**Written instruction**. Identify, in the records below, every line where the string "that" appears, and copy each such line.

**Provided information**.
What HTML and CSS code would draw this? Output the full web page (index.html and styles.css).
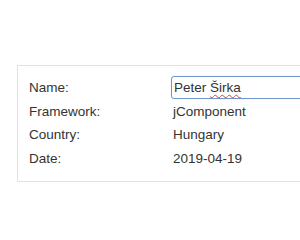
FILE: index.html
```html
<!doctype html>
<html lang="en">
<head>
  <meta charset="UTF-8">
  <title>Form</title>
  <link rel="stylesheet" href="styles.css">
</head>
<body>
  <div class="page">
    <div class="panel">
      <div class="row">
        <div class="label">Name:</div>
        <div class="value">
          <div class="field">Peter <span class="typo">Širka</span></div>
        </div>
      </div>
      <div class="row">
        <div class="label">Framework:</div>
        <div class="value">jComponent</div>
      </div>
      <div class="row">
        <div class="label">Country:</div>
        <div class="value">Hungary</div>
      </div>
      <div class="row">
        <div class="label">Date:</div>
        <div class="value">2019-04-19</div>
      </div>
    </div>
  </div>
</body>
</html>
```

FILE: styles.css
```css
html, body {
  margin: 0;
  padding: 0;
  background: #fff;
}
.page {
  width: 300px;
  height: 240px;
  overflow: hidden;
  padding: 65px 0 0 17px;
  box-sizing: border-box;
  font-family: "Liberation Sans", Arial, sans-serif;
  font-size: 13.5px;
  color: #333;
}
.panel {
  width: 320px;
  border: 1px solid #e2e2e2;
  padding: 10px 11px 11px;
}
.row {
  display: grid;
  grid-template-columns: 142px 1fr;
  height: 23.5px;
  line-height: 23.5px;
}
.value {
  padding-left: 2px;
}
.field {
  margin-left: -2px;
  height: 21px;
  line-height: 21px;
  padding-left: 2px;
  border: 1px solid #7096cc;
  border-radius: 3px;
  box-shadow: 0 0 1px rgba(80, 130, 200, 0.4);
}
.typo {
  text-decoration: underline wavy #e04040;
  text-decoration-thickness: 1px;
  text-underline-offset: 2px;
}
```
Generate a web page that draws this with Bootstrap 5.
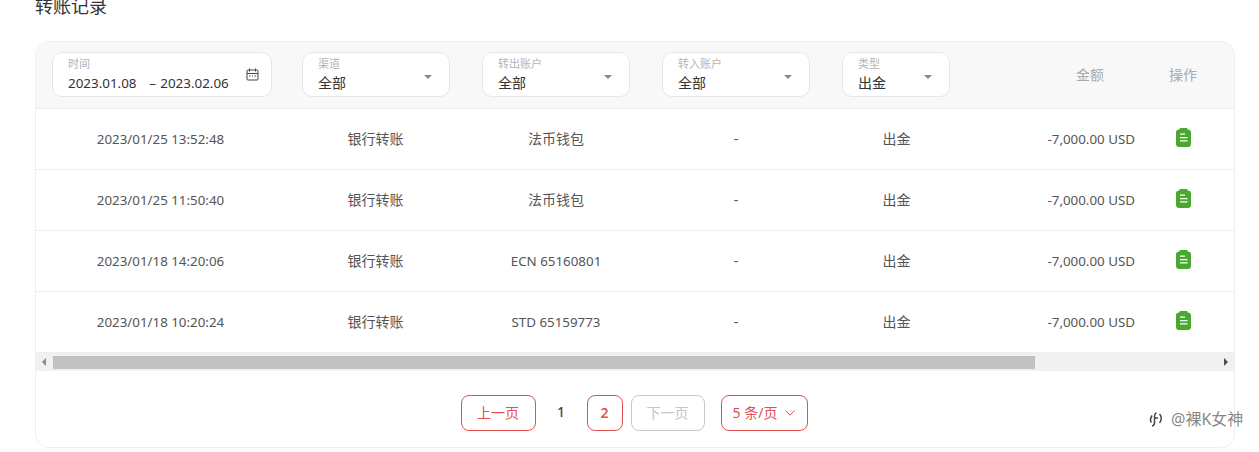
<!DOCTYPE html>
<html lang="zh-CN">
<head>
  <meta charset="UTF-8">
  <meta name="viewport" content="width=device-width, initial-scale=1.0">
  <title>转账记录</title>
  <link href="https://cdn.jsdelivr.net/npm/bootstrap@5.3.0/dist/css/bootstrap.min.css" rel="stylesheet">
  <style>
    html, body { height: 452px; overflow: hidden; }
    body {
      background: #fff;
      color: #555;
      font-family: "Noto Sans", "Noto Sans CJK SC", sans-serif;
      font-size: 14px;
      position: relative;
    }
    .page-wrap { padding: 0 24px 0 35px; }
    .page-title {
      font-size: 18px;
      line-height: 24px;
      font-weight: 400;
      color: #333;
      margin: -6px 0 23px;
    }
    .record-box {
      border: 1px solid #eee;
      border-radius: 14px;
      height: 407px;
      overflow: hidden;
    }
    .filter-bar {
      height: 67px;
      background: #f8f8f8;
      border-bottom: 1px solid #eee;
      padding: 0 0 1px 16px;
    }
    .filter-box {
      position: relative;
      flex: none;
      height: 45px;
      background: #fff;
      border: 1px solid #e6e6e6;
      border-radius: 10px;
      padding: 4px 15px 0;
      margin-right: 32px;
    }
    .w-time { width: 220px; margin-right: 30px; }
    .w-select { width: 148px; }
    .w-type { width: 108px; margin-right: 0; }
    .filter-label { font-size: 11px; line-height: 14px; color: #b4b4b4; }
    .filter-label.is-time { color: #a9b3c1; }
    .filter-value { font-size: 14px; line-height: 20px; margin-top: 2px; color: #333; white-space: pre; }
    .filter-value.is-date { font-size: 13.4px; word-spacing: 0.8px; }
    .select-caret {
      position: absolute;
      right: 17px;
      top: 22px;
      border-left: 4px solid transparent;
      border-right: 4px solid transparent;
      border-top: 4px solid #888;
    }
    .date-icon { position: absolute; right: 12px; top: 15px; }
    .head-amount { flex: none; width: 155px; text-align: right; color: #aaa; padding-right: 1px; }
    .head-action { flex: none; margin-left: 64px; color: #a3acb8; }
    .record-table { table-layout: fixed; width: 1198px; margin: 0; border-collapse: separate; border-spacing: 0; }
    .record-table td {
      height: 61px;
      padding: 0 0 1px;
      text-align: center;
      vertical-align: middle;
      color: #555;
      border-bottom: 1px solid #eee;
      background: transparent;
    }
    .record-table td.latin-text { font-size: 13.35px; padding-top: 1px; }
    .record-table td.cell-amount { text-align: right; padding-right: 15px; }
    .record-table td.cell-action { padding: 0 17px 5px 0; }
    .c-time { width: 249px; }
    .c-channel { width: 181px; }
    .c-out { width: 180px; }
    .c-in { width: 180px; }
    .c-type { width: 141px; }
    .c-amount { width: 183px; }
    .c-action { width: 84px; }
    .fake-scroll { height: 18px; background: #f1f1f1; position: relative; }
    .scroll-thumb { position: absolute; left: 17px; top: 3px; width: 982px; height: 13px; background: #c1c1c1; }
    .scroll-left, .scroll-right {
      position: absolute;
      top: 5px;
      border-top: 4px solid transparent;
      border-bottom: 4px solid transparent;
    }
    .scroll-left { left: 6px; border-right: 4px solid #888; }
    .scroll-right { right: 6px; border-left: 4px solid #505050; }
    .pager { padding: 24px 2px 0 0; }
    .pager-btn {
      height: 36px;
      padding: 0;
      border: 1px solid #e25050;
      border-radius: 8px;
      color: #e25050;
      background: #fff;
      font-size: 14px;
      line-height: 34px;
      font-family: inherit;
    }
    .pager-btn:disabled { border-color: #c8c8c8; color: #c4c4c4; background: #fff; opacity: 1; }
    .pager-wide { width: 75px; }
    .pager-next { width: 74px; }
    .pager-num { width: 36px; font-weight: 600; }
    .pager-size { width: 87px; margin-left: 8px; }
    .pager-current { width: 35px; text-align: center; line-height: 34px; height: 36px; font-weight: 500; color: #444; }
    .stamp {
      position: absolute;
      left: 1149px;
      top: 409px;
      color: #888;
      font-size: 16px;
      line-height: 20px;
      text-shadow: 0 0 2px #fff, 0 0 2px #fff;
    }
  </style>
</head>
<body>
  <div class="page-wrap">
    <h1 class="page-title">转账记录</h1>
    <div class="record-box">
      <div class="filter-bar d-flex align-items-center">
        <div class="filter-box w-time">
          <div class="filter-label is-time">时间</div>
          <div class="filter-value is-date">2023.01.08   – 2023.02.06</div>
          <svg class="date-icon" width="13" height="13" viewBox="0 0 13 13" fill="none" stroke="#444" stroke-width="1">
            <rect x="1" y="2" width="11" height="10" rx="1"/>
            <path d="M1 5.500h11M3.500 0.500v3M9.500 0.500v3M3 8h1.500M6 8h1M8.500 8h1.500"/>
          </svg>
        </div>
        <div class="filter-box w-select">
          <div class="filter-label">渠道</div>
          <div class="filter-value">全部</div>
          <span class="select-caret"></span>
        </div>
        <div class="filter-box w-select">
          <div class="filter-label">转出账户</div>
          <div class="filter-value">全部</div>
          <span class="select-caret"></span>
        </div>
        <div class="filter-box w-select">
          <div class="filter-label">转入账户</div>
          <div class="filter-value">全部</div>
          <span class="select-caret"></span>
        </div>
        <div class="filter-box w-type">
          <div class="filter-label">类型</div>
          <div class="filter-value">出金</div>
          <span class="select-caret"></span>
        </div>
        <div class="head-amount">金额</div>
        <div class="head-action">操作</div>
      </div>

      <table class="table record-table">
        <colgroup>
          <col class="c-time"><col class="c-channel"><col class="c-out"><col class="c-in"><col class="c-type"><col class="c-amount"><col class="c-action">
        </colgroup>
        <tbody id="rows"></tbody>
      </table>

      <div class="fake-scroll">
        <span class="scroll-left"></span>
        <div class="scroll-thumb"></div>
        <span class="scroll-right"></span>
      </div>

      <div class="pager d-flex justify-content-center gap-2">
        <button class="btn pager-btn pager-wide" type="button">上一页</button>
        <div class="pager-current">1</div>
        <button class="btn pager-btn pager-num" type="button">2</button>
        <button class="btn pager-btn pager-next" type="button" disabled>下一页</button>
        <button class="btn pager-btn pager-size d-flex align-items-center justify-content-center gap-2" type="button">
          5 条/页
          <svg width="10" height="6" viewBox="0 0 10 6" fill="none" stroke="#e25050" stroke-width="1"><path d="M0.500 0.500 5 5.200 9.500 0.500"/></svg>
        </button>
      </div>
    </div>
  </div>

  <div class="stamp d-flex align-items-center gap-2">
    <svg width="14" height="16" viewBox="0 0 14 16" fill="none" stroke="#444" stroke-width="1.500"><path d="M3 4.500C1.500 7 1 10 2.500 11.500M7.500 2C6 2 5.600 3.500 5.500 6V12C5.400 13.800 4.500 14.800 3 15M5.500 7H9M10.500 3C12.800 5.500 13 9.500 10.500 12"/></svg>
    <span>@裸K女神</span>
  </div>

  <script>
    var records = [
      ['2023/01/25 13:52:48', '法币钱包'],
      ['2023/01/25 11:50:40', '法币钱包'],
      ['2023/01/18 14:20:06', 'ECN 65160801'],
      ['2023/01/18 10:20:24', 'STD 65159773']
    ];
    var icon = '<svg width="15" height="19" viewBox="0 0 15 19"><path fill="#4aa82f" d="M4.500 0h6c.6 0 1 .4 1 1v.6h.5c1.600 0 3 1.200 3 3V16c0 1.700-1.300 3-3 3H3c-1.700 0-3-1.300-3-3V4.600c0-1.800 1.400-3 3-3h.5V1c0-.6.400-1 1-1z"/><path fill="#fff" d="M4 5.500h5v1.300H4zM4 9h7.500v1.300H4zM4 12.200h7.500v1.300H4z"/></svg>';
    document.getElementById('rows').innerHTML = records.map(function (r) {
      var accountClass = /\d/.test(r[1]) ? ' class="latin-text"' : '';
      return '<tr><td class="latin-text">' + r[0] + '</td><td>银行转账</td><td' + accountClass + '>' + r[1] + '</td><td>-</td><td>出金</td>' +
        '<td class="cell-amount latin-text">-7,000.00 USD</td><td class="cell-action">' + icon + '</td></tr>';
    }).join('');
  </script>
  <script src="https://cdn.jsdelivr.net/npm/bootstrap@5.3.0/dist/js/bootstrap.bundle.min.js"></script>
</body>
</html>
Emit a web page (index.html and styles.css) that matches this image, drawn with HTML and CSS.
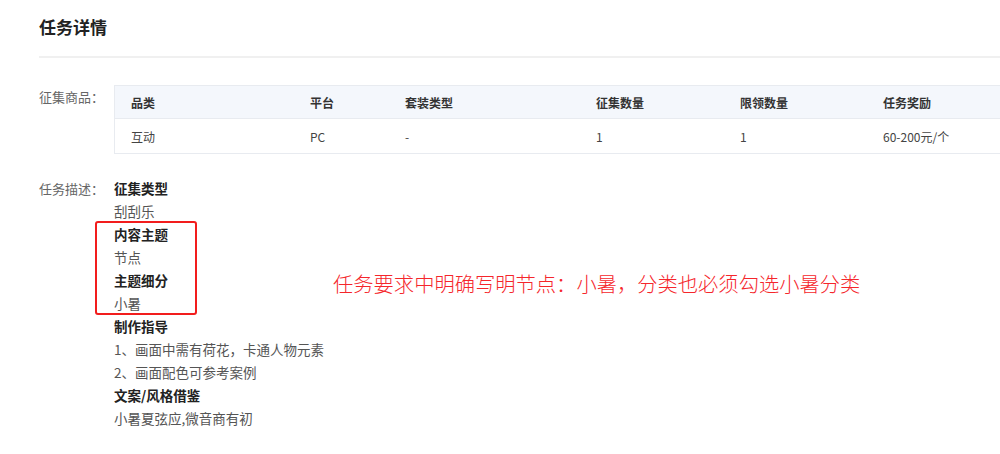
FILE: index.html
```html
<!DOCTYPE html>
<html lang="zh-CN">
<head>
    <meta charset="UTF-8">
    <title>任务详情</title>
    <link rel="stylesheet" href="styles.css">
</head>
<body>
    <div class="page">
        <div class="page-head">
            <h1>任务详情</h1>
        </div>

        <div class="field">
            <div class="field-label">征集商品：</div>
            <div class="field-body">
                <table class="goods">
                    <thead>
                        <tr>
                            <th class="c1">品类</th>
                            <th class="c2">平台</th>
                            <th class="c3">套装类型</th>
                            <th class="c4">征集数量</th>
                            <th class="c5">限领数量</th>
                            <th>任务奖励</th>
                        </tr>
                    </thead>
                    <tbody>
                        <tr>
                            <td>互动</td>
                            <td>PC</td>
                            <td>-</td>
                            <td>1</td>
                            <td>1</td>
                            <td>60-200元/个</td>
                        </tr>
                    </tbody>
                </table>
            </div>
        </div>

        <!-- 任务描述 -->
        <div class="field desc-field">
            <div class="field-label">任务描述：</div>
            <div class="field-body desc">
                <p class="title">征集类型</p>
                <p>刮刮乐</p>
                <p class="title">内容主题</p>
                <p>节点</p>
                <p class="title">主题细分</p>
                <p>小暑</p>
                <p class="title">制作指导</p>
                <p>1、画面中需有荷花，卡通人物元素</p>
                <p>2、画面配色可参考案例</p>
                <p class="title">文案/风格借鉴</p>
                <p>小暑夏弦应,微音商有初</p>
            </div>
            <div class="mark-box"></div>
            <div class="mark-note">任务要求中明确写明节点：小暑，分类也必须勾选小暑分类</div>
        </div>
    </div>
</body>
</html>
```

FILE: styles.css
```css
body {
    margin: 0;
    font-family: "Noto Sans CJK SC", "Microsoft YaHei", sans-serif;
    font-size: 13px;
    color: #333;
    background: #fff;
    overflow: hidden;
}

.page {
    padding-left: 39px;
}

.page-head {
    height: 56px;
    border-bottom: 2px solid #f0f0f0;
}

h1 {
    margin: 0;
    padding-top: 14px;
    font-size: 17px;
    line-height: 26px;
    font-weight: bold;
    color: #222;
}

.field {
    display: flex;
    align-items: flex-start;
}

.page-head + .field {
    margin-top: 27px;
}

.field-label {
    width: 75px;
    flex-shrink: 0;
    color: #666;
    line-height: 18px;
}

.page-head + .field .field-label {
    padding-top: 3px;
}

.field-body {
    flex: 1;
}

.goods {
    width: 900px;
    border-collapse: collapse;
    border: 1px solid #e8ebf0;
    border-right: none;
    table-layout: fixed;
}

.goods th,
.goods td {
    text-align: left;
    padding: 0 16px;
    font-size: 12px;
}

.goods th {
    height: 32px;
    background: #f4f7fc;
    font-weight: bold;
    color: #333;
    border-bottom: 1px solid #e8ebf0;
}

.goods td {
    height: 34px;
    color: #444;
}

.goods .c1 { width: 147px; }
.goods .c2 { width: 63px; }
.goods .c3 { width: 159px; }
.goods .c4 { width: 112px; }
.goods .c5 { width: 111px; }

.desc-field {
    position: relative;
    margin-top: 23px;
}

.desc-field .field-label {
    line-height: 23px;
}

.desc p {
    margin: 0;
    font-size: 13.5px;
    line-height: 23px;
    color: #555;
}

.desc .title {
    font-weight: bold;
    color: #222;
}

.mark-box {
    position: absolute;
    left: 56px;
    top: 44px;
    width: 98px;
    height: 90px;
    border: 2px solid #f21d1d;
    border-radius: 3px;
}

.mark-note {
    position: absolute;
    left: 294px;
    top: 92px;
    font-size: 20.3px;
    line-height: 28px;
    font-weight: 300;
    color: #f5262b;
    white-space: nowrap;
}
```
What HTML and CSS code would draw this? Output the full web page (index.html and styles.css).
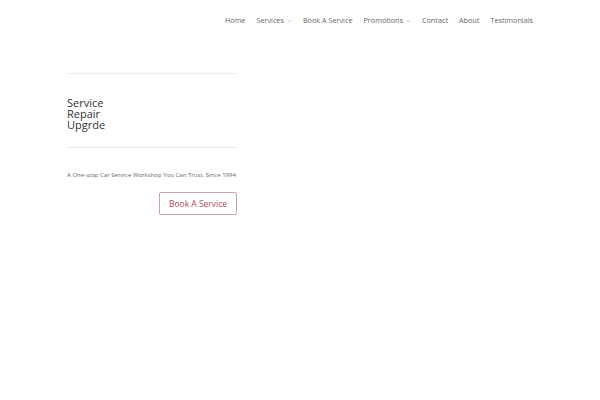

**Reply to the task**.
Generate a web page that draws this with Bootstrap 5.
Emit a web page (index.html and styles.css) that matches this image, drawn with HTML and CSS.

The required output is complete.